Unrelenting poor sales this year and last have pushed no small number of retailers into bankruptcy. And the latest sign that Gymboree could be next came this week when the company skipped an interest payment to bondholders.
On the other hand, Children's Place and Carter's seem immune to what's turning into a massive retail downturn. Each posted revenue growth last year, of 3.4% and 6.15% respectively.
Their magic? Low debt and business diversification.
"When you look at the stability of Carter's and Children's Place versus Gymboree you really see a tale of two cities," said James Gellert, CEO of Rapid Ratings, which analyzes companies' financial health.
Gellert's firm changed its rating on Gymboree from "very low risk" to "high risk" five years ago, following the acquisition by Bain Capital LP and the addition of more than $1 billion in debt.

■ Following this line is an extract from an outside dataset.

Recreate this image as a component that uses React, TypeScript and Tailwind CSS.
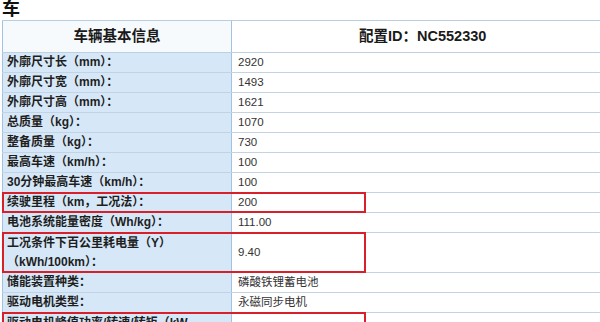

"Operating profitability fell off the cliff," Gellert said, and "leverage went from strong to weak overnight."
Neither Gymboree nor Bain responded to request for comment on this story.
Although debt on its own isn't the problem, Gellert said---noting that Gymboree's lower priced brand Crazy 8 has largely cannibalized the company's business instead of adding to it---everything looks worse when a company is that leveraged going into a market downturn.
To be sure, a report in 2016 from IBISWorld says that expectations for higher disposable income and an increase in the number of children aged nine or younger will drive an annualized rate of growth in the industry of $10.2 billion, or .9%, over the next 5 years.
"However, to reap the potential benefits from increase in demand, industry operators will have to fend off increasing external competition from department stores, exclusively online establishments and big-box retailers," according to the report.
Gymboree, which filed its recent financial statement with a going concern warning, logged $324.9 million in net losses during the first period, on $356.8 million in total sales. It owes $4.3 million in debt principal payments by the end of July and is up against a $813.6 million maturity wall in August 2018. The company has more than $1.03 billion in debt in all.
That debt is a main differentiator between Gymboree, which operates 1,239 stores in the U.S. and internationally, and Children's Place.
Children's Place sells its branded clothing and shoes in 1,189 stores across the U.S. and internationally. For the first quarter of 2018, which ended April, the company posted $436.7 million in sales and $36.2 million in profit. Children's debt load is very low. Its only debt is $27.4 million in borrowings on its $250 million revolver, due in 2020.
Although Carter's has more debt than Children's, $581.6 million, its business is propelled by diversity. As brick and mortar retailers stumble, Carter's has eggs in many baskets, Gellert said.
Carters owns Oshkosh and acquired a brand called Skip Hop this year. It sells its products through 965 retail stores as well as through Wal-Mart Stores Inc., Target Corp., Costco Wholesale Corp. and others. During the first quarter of 2017, Carters rolled out a line exclusively for Amazon.com Inc. called Simple Joys.
Recently, analyst Steven Marotta of CL King Equity said that the Amazon line, targeted at Prime customers, will likely help Carter's as Amazon aggressively goes after this market. While Marotta remains neutral on Carter's valuation, his firm is "simultaneously impressed with Carter's mid-single-digit growth trajectory."
The company posted $732.8 million in net sales during the quarter ended April 1, resulting in $46.7 million in income.
"I think this is about resiliency," Gellert said of the children's apparel segment. When the "massive shock" came to retail, two of these retailers were well-positioned and one was not.